6 November 2014

Let Glasgow flourish?

Some muddled thinking has been creeping - and yesterday marched boldly  - into the devolution debate. "Power over housing benefit should be devolved." This way of talking about and conceiving of devolution - as a box of tricks for distribution - is often a useful shorthand, but sometimes it leads us into deep confusion. 

So it is this morning, with reports that the Labour leader of Glasgow City Council, Gordon Matheson, thinks the city needs "more devolution" of its own, and has petitioned the Smith Commission to this effect. The Commission, argue cooncil chiefs, must apply itself not just to devolution within the UK, but also to "devolution" within Scotland. In the Daily Record, Matheson argues that while he shares:

"... the widespread consensus that more powers should be devolved to Scotland, this cannot just be pass-the-parcel between Westminster and Holyrood. Simply moving powers from one centralising parliament to another isn't true devolution."

Precedent for conceptualising greater local authority power in terms of "devolution" is to be found in Labour's Devolution Commission report, which is chock full of references to o'erleaping the Scottish Parliament, and investing civic authorities with additional "devolved" authority. You may or may not agree with Matheson's point about the importance of greater local control over political decision-making. But conceptualising this argument in terms of "devolution," and calling on Lord Smith and his colleagues to give effect to it in a new Scotland Bill in Westminster, entirely misunderstands the legal basis for devolution and - indirectly - calls for the UK parliament to be reinvested with sovereign sway over the shape of Scottish municipal and local government. A funny sort of outcome, for a proposal passing itself off as "true" devolution. Let's take it through in stages.

The bottom line is this: the debate about Scottish devolution is about the powers which Holyrood cannot exercise, what the Parliament cannot change, and which Westminster decisions are to be treated as set in stone. That's the framework which the Scotland Act gives us. It doesn't list powers devolved, but only powers retained.
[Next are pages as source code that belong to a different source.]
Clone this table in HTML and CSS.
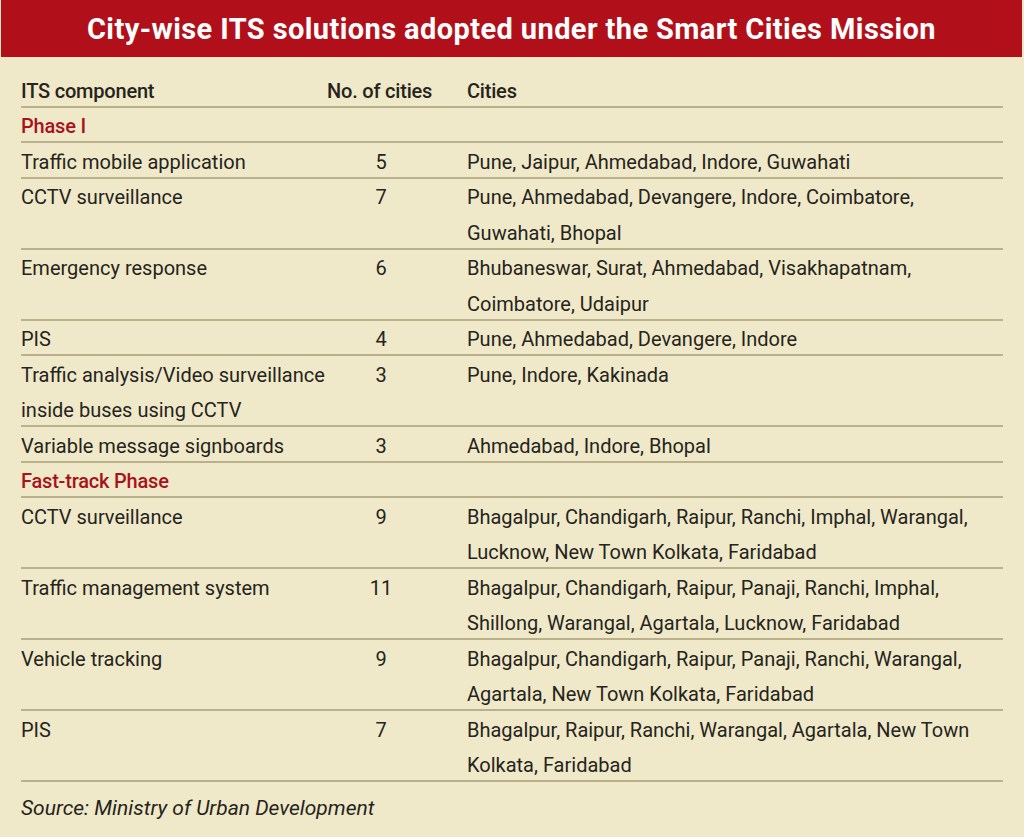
FILE: index.html
```html
<!DOCTYPE html>
<html lang="en">
<head>
<meta charset="utf-8">
<title>City-wise ITS solutions adopted under the Smart Cities Mission</title>
<link rel="stylesheet" href="styles.css">
</head>
<body>
<div class="page">
  <h1 class="title">City-wise ITS solutions adopted under the Smart Cities Mission</h1>
  <div class="table">
    <div class="row head">
      <div class="c1">ITS component</div>
      <div class="c2h">No. of cities</div>
      <div class="c3">Cities</div>
    </div>
    <div class="row phase"><div class="c1">Phase I</div></div>
    <div class="row">
      <div class="c1">Traffic mobile application</div>
      <div class="c2">5</div>
      <div class="c3">Pune, Jaipur, Ahmedabad, Indore, Guwahati</div>
    </div>
    <div class="row">
      <div class="c1">CCTV surveillance</div>
      <div class="c2">7</div>
      <div class="c3">Pune, Ahmedabad, Devangere, Indore, Coimbatore,<br>Guwahati, Bhopal</div>
    </div>
    <div class="row">
      <div class="c1">Emergency response</div>
      <div class="c2">6</div>
      <div class="c3">Bhubaneswar, Surat, Ahmedabad, Visakhapatnam,<br>Coimbatore, Udaipur</div>
    </div>
    <div class="row">
      <div class="c1">PIS</div>
      <div class="c2">4</div>
      <div class="c3">Pune, Ahmedabad, Devangere, Indore</div>
    </div>
    <div class="row">
      <div class="c1">Traffic analysis/Video surveillance<br>inside buses using CCTV</div>
      <div class="c2">3</div>
      <div class="c3">Pune, Indore, Kakinada</div>
    </div>
    <div class="row">
      <div class="c1">Variable message signboards</div>
      <div class="c2">3</div>
      <div class="c3">Ahmedabad, Indore, Bhopal</div>
    </div>
    <div class="row phase"><div class="c1">Fast-track Phase</div></div>
    <div class="row">
      <div class="c1">CCTV surveillance</div>
      <div class="c2">9</div>
      <div class="c3">Bhagalpur, Chandigarh, Raipur, Ranchi, Imphal, Warangal,<br>Lucknow, New Town Kolkata, Faridabad</div>
    </div>
    <div class="row">
      <div class="c1">Traffic management system</div>
      <div class="c2">11</div>
      <div class="c3">Bhagalpur, Chandigarh, Raipur, Panaji, Ranchi, Imphal,<br>Shillong, Warangal, Agartala, Lucknow, Faridabad</div>
    </div>
    <div class="row">
      <div class="c1">Vehicle tracking</div>
      <div class="c2">9</div>
      <div class="c3">Bhagalpur, Chandigarh, Raipur, Panaji, Ranchi, Warangal,<br>Agartala, New Town Kolkata, Faridabad</div>
    </div>
    <div class="row">
      <div class="c1">PIS</div>
      <div class="c2">7</div>
      <div class="c3">Bhagalpur, Raipur, Ranchi, Warangal, Agartala, New Town<br>Kolkata, Faridabad</div>
    </div>
  </div>
  <p class="source">Source: Ministry of Urban Development</p>
</div>
</body>
</html>
```

FILE: styles.css
```css
html, body {
  margin: 0;
  padding: 0;
  background: #f2edd6;
}

.page {
  width: 1024px;
  height: 837px;
  background: #efe9c9;
  font-family: Roboto, "Liberation Sans", Arial, sans-serif;
  color: #26241c;
  overflow: hidden;
}

.title {
  margin: 0 2px 0 1px;
  height: 57px;
  padding-top: 1px;
  box-sizing: border-box;
  background: #b1101a;
  color: #ffffff;
  font-size: 29px;
  font-weight: 700;
  line-height: 56px;
  text-align: center;
  letter-spacing: 0.4px;
}

.table {
  margin: 15px 21px 0 21px;
}

.row {
  display: grid;
  grid-template-columns: 306px 140px 1fr;
  border-bottom: 2px solid #b8b18b;
  padding-top: 1.5px;
  font-size: 20px;
  line-height: 35.5px;
  white-space: nowrap;
}

.row > div {
  margin-bottom: -3.5px;
}

.head {
  font-weight: 500;
  letter-spacing: -0.2px;
}

.phase {
  color: #a8121b;
  font-weight: 500;
  letter-spacing: -0.2px;
}

.c2 {
  text-align: center;
  padding-right: 32px;
}

.source {
  margin: 0 21px;
  padding-top: 9px;
  font-size: 21px;
  line-height: 35.5px;
  font-style: italic;
}
```
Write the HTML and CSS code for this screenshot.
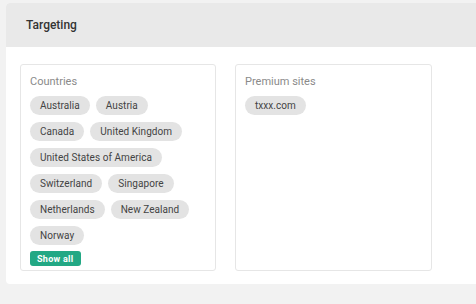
FILE: index.html
```html
<!DOCTYPE html>
<html lang="en">
<head>
  <meta charset="UTF-8" />
  <title>Targeting</title>
  <link rel="stylesheet" href="styles.css">
</head>
<body>
  <section class="panel">
    <header class="panel-head">
      <h2>Targeting</h2>
    </header>
    <div class="panel-body">
      <div class="box">
        <div class="box-label">Countries</div>
        <div class="chips">
          <span class="chip">Australia</span>
          <span class="chip">Austria</span>
          <span class="chip">Canada</span>
          <span class="chip">United Kingdom</span>
          <span class="chip">United States of America</span>
          <span class="chip">Switzerland</span>
          <span class="chip">Singapore</span>
          <span class="chip">Netherlands</span>
          <span class="chip">New Zealand</span>
          <span class="chip">Norway</span>
        </div>
        <button class="show-all">Show all</button>
      </div>
      <div class="box">
        <div class="box-label">Premium sites</div>
        <div class="chips">
          <span class="chip">txxx.com</span>
        </div>
      </div>
    </div>
  </section>
</body>
</html>
```
FILE: styles.css
```css
body {
  margin: 0;
  padding: 3px 0 0 6px;
  background-color: #f2f2f2;
  font-family: Roboto, "Liberation Sans", sans-serif;
  overflow: hidden;
}
.panel {
  width: 470px;
  background: white;
  border-radius: 4px 0 0 4px;
}
.panel-head {
  background-color: #e9e9e9;
  height: 44px;
  display: flex;
  align-items: center;
  padding-left: 20px;
  border-radius: 4px 0 0 0;
}
.panel-head h2 {
  margin: 0;
  font-size: 12px;
  font-weight: 500;
  color: #333;
}
.panel-body {
  display: flex;
  align-items: stretch;
  gap: 19px;
  padding: 17px 14px 13px;
}
.box {
  width: 176px;
  border: 1px solid #e6e6e6;
  border-radius: 3px;
  padding: 10px 9px 4px 9px;
}
.box + .box {
  width: 177px;
}
.box-label {
  font-size: 11px;
  color: #8a8a8a;
  line-height: 13px;
  margin-bottom: 8px;
}
.chips {
  display: flex;
  flex-wrap: wrap;
  gap: 7px 6px;
}
.chip {
  background-color: #e3e3e3;
  color: #444;
  font-size: 10px;
  letter-spacing: 0.05px;
  line-height: 19px;
  height: 19px;
  padding: 0 10px;
  border-radius: 10px;
}
.show-all {
  display: block;
  margin-top: 6px;
  background-color: #22a884;
  color: white;
  border: none;
  border-radius: 3px;
  font-family: inherit;
  font-size: 9px;
  font-weight: 700;
  letter-spacing: 0.3px;
  height: 15px;
  padding: 0 7px;
  cursor: pointer;
}
```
The rest, it commends to the Scottish Parliament's collective judgement.

In law, there is no such thing as a "devolved" power, only a reserved one. And the difference between the two is critical - and totally missed in Matheson's intervention. As things stand, Holyrood cannot introduce its own social security schemes, nor can it modify or repeal the Human Rights Act. What it can do, however, is shape, reshape or even abolish local government in Scotland. MSPs may decide to invest local forms of government with greater and lesser powers, or to diminish their powers in devolved areas. That's their purview. 

Against that legal background, Matheson's idea of "city" devolution is simply incoherent. The only feasible way in which additional powers could be "devolved" to cities by a Scotland Bill is to add local government to the list of things Holyrood can't legislate for under schedules 4 and 5 of the Scotland Act. That's the form of devolution Donald Dewar and his colleagues bequeathed to us in the 1990s, in framing the parliament's founding statute. It's logic is inescapable. What Matheson is - essentially - calling for is for local government to be re-reserved, and for Westminster to determine what form of local government is appropriate for Scotland, immunising Glasgow and its sister councils from unwelcome Holyrood interference. 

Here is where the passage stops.